**Job**
Return all lines where the word "this" can be found.

▼▼▼

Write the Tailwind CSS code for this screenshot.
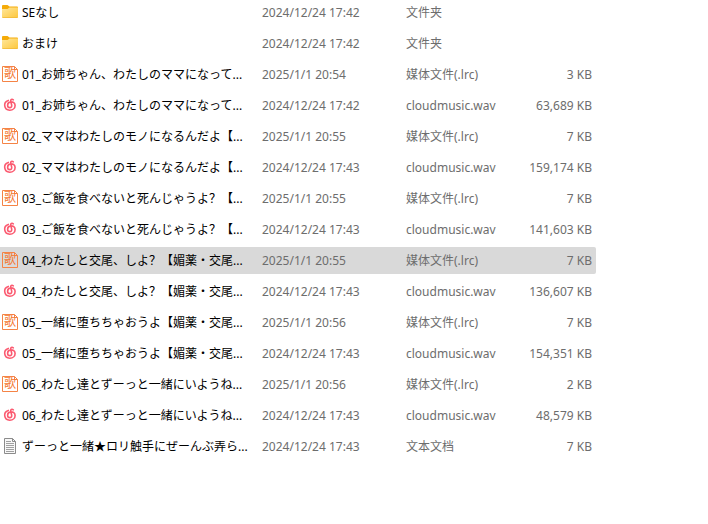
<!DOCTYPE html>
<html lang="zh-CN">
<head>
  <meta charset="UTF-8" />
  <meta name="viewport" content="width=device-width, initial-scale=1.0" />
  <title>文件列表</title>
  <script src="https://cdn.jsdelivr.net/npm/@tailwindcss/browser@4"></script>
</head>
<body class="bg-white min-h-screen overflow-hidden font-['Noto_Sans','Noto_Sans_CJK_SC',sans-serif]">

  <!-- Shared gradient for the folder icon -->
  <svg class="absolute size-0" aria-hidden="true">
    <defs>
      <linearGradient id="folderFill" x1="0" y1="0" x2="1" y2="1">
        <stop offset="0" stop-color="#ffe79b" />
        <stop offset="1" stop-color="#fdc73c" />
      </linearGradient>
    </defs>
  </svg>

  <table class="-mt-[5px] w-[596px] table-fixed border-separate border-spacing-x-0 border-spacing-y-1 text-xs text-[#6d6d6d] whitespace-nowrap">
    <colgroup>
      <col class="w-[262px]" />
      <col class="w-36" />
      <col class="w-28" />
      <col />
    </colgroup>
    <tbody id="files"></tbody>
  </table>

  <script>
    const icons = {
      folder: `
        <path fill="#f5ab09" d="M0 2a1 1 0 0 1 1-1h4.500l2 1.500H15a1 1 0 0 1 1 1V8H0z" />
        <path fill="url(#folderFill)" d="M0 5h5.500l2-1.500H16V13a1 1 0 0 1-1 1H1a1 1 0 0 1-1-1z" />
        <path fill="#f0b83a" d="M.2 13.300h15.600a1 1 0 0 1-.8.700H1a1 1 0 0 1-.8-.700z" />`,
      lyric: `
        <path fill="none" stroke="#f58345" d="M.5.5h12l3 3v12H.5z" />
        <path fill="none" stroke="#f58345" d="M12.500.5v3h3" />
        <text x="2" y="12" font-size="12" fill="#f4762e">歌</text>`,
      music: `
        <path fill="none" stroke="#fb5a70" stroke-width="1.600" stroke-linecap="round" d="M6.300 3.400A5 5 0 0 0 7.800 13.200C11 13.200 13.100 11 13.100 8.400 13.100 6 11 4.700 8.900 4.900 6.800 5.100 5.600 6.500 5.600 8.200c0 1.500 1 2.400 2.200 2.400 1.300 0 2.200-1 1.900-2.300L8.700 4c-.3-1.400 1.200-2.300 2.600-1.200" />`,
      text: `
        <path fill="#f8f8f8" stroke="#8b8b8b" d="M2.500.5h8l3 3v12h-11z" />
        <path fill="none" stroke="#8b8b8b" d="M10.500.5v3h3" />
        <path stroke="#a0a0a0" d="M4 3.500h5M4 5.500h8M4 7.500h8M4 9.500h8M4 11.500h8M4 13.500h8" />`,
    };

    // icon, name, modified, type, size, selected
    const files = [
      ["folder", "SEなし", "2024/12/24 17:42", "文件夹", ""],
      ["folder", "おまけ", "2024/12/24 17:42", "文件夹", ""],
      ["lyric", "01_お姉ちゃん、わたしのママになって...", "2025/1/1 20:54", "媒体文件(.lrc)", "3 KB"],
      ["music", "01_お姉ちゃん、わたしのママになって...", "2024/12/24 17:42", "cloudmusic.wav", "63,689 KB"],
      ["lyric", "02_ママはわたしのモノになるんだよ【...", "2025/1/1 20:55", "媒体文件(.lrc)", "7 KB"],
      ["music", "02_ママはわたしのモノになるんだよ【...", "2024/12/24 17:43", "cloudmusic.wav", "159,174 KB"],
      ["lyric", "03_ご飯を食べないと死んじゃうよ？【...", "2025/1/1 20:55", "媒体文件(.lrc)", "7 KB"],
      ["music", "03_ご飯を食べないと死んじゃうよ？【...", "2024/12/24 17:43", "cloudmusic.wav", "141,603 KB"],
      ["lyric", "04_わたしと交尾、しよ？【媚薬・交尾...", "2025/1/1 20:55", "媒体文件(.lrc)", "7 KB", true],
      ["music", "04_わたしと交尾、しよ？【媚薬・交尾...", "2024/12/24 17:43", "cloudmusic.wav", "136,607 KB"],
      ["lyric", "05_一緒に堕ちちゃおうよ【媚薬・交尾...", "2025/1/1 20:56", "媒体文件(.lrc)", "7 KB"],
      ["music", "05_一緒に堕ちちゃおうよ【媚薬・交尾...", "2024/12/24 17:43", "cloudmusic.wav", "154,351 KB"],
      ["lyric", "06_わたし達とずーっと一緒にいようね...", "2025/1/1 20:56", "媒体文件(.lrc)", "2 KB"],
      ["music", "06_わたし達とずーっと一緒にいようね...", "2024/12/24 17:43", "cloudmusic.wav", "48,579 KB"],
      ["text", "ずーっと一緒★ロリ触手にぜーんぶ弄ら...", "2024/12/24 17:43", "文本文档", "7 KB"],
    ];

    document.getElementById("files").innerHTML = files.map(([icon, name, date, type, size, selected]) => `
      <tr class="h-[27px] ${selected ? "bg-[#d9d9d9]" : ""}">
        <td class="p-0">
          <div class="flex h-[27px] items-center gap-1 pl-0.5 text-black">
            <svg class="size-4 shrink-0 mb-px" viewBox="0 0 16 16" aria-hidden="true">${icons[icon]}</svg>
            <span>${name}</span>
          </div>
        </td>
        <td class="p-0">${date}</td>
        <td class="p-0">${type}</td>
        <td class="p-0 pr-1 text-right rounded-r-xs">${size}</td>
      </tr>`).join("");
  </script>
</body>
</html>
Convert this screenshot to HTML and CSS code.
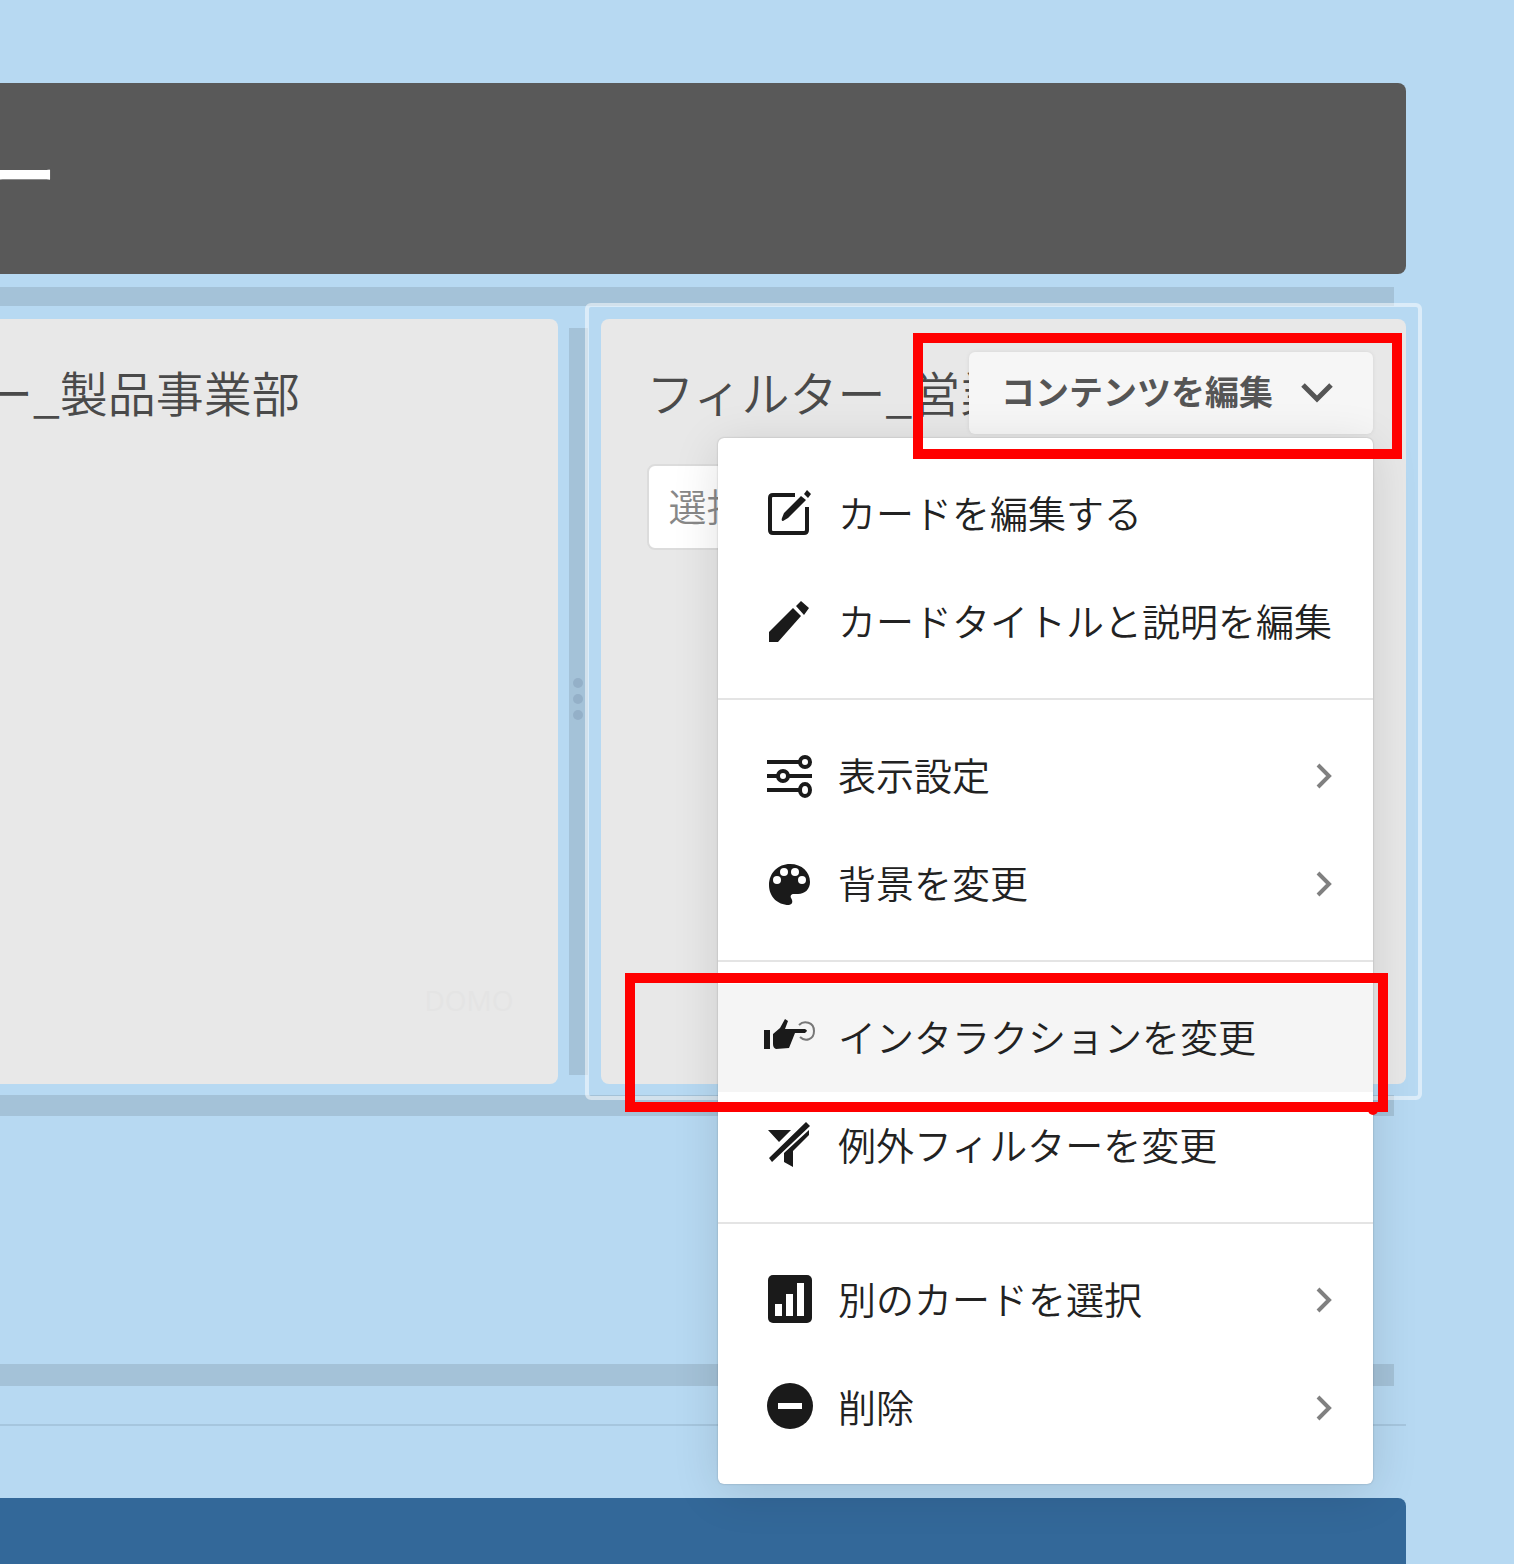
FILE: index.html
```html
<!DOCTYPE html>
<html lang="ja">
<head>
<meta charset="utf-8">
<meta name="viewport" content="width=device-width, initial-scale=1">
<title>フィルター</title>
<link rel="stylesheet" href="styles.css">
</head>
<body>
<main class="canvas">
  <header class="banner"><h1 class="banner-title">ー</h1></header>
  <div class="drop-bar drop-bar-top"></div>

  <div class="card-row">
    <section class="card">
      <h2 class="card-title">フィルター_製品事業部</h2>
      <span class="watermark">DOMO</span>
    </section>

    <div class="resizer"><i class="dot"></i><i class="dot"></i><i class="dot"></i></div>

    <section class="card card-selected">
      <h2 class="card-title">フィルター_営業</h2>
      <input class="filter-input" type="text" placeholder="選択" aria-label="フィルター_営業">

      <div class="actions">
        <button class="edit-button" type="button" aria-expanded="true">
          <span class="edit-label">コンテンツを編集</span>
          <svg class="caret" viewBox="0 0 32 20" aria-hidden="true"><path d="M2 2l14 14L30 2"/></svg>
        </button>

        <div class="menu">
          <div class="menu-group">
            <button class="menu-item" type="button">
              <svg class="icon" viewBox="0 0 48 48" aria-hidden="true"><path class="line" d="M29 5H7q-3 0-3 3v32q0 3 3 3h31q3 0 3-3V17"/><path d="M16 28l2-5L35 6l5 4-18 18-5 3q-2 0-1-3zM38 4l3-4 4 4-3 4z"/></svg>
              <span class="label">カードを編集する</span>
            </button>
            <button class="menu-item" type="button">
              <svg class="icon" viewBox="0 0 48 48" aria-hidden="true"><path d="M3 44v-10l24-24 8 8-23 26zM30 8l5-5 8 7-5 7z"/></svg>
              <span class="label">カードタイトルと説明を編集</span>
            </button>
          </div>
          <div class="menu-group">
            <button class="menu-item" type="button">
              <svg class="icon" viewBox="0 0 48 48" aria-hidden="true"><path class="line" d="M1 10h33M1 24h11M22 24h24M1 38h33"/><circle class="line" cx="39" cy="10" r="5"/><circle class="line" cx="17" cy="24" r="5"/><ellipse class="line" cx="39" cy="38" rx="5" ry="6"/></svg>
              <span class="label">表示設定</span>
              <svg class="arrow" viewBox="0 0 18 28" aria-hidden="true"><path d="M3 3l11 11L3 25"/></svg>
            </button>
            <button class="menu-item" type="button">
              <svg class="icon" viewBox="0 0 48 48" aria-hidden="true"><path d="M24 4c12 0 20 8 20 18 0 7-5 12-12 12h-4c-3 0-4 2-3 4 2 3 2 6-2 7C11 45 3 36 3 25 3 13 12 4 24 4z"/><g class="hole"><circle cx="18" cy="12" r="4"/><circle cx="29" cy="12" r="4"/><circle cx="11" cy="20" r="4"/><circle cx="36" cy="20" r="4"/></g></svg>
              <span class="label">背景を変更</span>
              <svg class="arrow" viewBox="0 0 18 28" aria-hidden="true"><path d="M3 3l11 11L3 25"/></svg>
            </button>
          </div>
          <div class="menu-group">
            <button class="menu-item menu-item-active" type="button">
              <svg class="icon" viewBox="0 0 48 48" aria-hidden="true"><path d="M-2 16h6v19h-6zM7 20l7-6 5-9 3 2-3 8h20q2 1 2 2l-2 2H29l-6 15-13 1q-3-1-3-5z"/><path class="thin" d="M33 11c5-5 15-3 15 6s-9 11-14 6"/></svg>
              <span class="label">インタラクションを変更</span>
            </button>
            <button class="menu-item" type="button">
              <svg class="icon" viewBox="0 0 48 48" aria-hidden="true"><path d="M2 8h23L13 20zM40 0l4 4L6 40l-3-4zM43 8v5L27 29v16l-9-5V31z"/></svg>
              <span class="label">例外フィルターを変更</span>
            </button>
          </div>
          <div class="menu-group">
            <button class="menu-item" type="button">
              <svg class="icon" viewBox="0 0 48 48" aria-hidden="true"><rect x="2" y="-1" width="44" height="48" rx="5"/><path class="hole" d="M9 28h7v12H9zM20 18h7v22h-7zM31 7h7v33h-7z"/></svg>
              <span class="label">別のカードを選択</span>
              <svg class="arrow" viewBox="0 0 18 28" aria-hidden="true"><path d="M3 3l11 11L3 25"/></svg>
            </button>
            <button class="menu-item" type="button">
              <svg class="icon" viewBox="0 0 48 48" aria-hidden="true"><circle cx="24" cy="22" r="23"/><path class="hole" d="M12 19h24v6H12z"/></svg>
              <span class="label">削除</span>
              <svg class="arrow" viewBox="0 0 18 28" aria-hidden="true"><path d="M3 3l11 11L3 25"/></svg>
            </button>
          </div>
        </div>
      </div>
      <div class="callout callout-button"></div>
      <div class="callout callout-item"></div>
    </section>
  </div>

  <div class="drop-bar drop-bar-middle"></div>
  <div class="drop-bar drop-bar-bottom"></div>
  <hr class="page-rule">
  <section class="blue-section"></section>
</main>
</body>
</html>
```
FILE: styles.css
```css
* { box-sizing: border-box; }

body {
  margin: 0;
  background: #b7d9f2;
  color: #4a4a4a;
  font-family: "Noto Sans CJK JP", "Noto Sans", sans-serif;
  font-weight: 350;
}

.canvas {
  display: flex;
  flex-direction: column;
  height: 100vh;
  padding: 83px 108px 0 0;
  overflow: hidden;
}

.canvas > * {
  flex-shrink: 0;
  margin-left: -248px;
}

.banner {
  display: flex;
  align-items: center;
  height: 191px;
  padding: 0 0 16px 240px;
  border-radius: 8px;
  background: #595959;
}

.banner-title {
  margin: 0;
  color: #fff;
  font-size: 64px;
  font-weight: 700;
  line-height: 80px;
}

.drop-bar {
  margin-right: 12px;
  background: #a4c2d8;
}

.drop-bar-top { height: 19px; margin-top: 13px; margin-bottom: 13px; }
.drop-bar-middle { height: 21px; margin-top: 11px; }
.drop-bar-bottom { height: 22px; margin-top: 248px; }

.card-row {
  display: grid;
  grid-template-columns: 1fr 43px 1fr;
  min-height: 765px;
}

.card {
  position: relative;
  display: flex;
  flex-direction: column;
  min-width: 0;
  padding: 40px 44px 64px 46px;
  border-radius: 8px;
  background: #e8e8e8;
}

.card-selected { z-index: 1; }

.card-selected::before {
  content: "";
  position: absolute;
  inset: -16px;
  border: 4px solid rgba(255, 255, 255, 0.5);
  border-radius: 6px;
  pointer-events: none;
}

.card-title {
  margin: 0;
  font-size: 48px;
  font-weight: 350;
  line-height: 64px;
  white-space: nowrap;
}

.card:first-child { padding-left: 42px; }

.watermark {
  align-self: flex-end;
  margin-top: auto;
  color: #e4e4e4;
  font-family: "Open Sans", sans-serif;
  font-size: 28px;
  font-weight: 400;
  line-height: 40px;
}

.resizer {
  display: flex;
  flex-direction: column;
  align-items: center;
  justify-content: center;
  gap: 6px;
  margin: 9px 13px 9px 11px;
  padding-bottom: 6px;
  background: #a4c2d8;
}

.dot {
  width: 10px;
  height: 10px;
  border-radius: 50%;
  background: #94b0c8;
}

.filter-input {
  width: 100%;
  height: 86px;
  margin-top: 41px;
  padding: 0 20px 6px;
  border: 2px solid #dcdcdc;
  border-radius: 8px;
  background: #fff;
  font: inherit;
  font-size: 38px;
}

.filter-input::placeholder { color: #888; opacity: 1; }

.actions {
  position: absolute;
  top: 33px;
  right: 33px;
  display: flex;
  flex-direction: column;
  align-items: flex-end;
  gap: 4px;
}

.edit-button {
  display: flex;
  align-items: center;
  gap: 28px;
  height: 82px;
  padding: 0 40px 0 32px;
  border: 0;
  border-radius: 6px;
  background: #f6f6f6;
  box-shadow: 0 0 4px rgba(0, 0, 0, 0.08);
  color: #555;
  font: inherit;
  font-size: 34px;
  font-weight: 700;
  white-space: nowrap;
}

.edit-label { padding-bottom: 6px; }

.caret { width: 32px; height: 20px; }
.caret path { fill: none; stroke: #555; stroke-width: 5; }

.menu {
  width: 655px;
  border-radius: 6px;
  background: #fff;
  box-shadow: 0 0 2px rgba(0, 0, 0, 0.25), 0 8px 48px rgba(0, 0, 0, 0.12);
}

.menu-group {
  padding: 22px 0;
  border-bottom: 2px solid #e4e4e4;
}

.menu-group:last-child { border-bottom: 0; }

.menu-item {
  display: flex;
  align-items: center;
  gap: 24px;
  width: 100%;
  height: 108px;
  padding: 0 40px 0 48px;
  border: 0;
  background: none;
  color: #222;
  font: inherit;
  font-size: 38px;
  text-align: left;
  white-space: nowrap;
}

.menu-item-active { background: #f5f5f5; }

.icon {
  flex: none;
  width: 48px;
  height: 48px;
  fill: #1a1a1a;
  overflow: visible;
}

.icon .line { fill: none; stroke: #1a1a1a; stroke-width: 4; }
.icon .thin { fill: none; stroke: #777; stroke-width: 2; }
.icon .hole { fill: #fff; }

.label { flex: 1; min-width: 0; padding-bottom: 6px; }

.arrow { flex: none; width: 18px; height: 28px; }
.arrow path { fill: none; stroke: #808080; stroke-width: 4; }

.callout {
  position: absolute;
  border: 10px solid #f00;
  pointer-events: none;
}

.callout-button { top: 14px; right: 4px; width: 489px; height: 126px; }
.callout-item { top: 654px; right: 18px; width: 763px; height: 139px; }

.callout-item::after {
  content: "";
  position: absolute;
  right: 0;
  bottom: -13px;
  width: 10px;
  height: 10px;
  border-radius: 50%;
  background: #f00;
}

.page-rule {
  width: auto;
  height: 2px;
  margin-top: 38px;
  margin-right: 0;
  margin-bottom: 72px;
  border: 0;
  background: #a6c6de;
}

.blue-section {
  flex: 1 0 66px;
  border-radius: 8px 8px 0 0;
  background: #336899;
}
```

▲▲▲

**Finished exercise**
Write the Tailwind CSS code for this screenshot.
Convert this screenshot to HTML and CSS code.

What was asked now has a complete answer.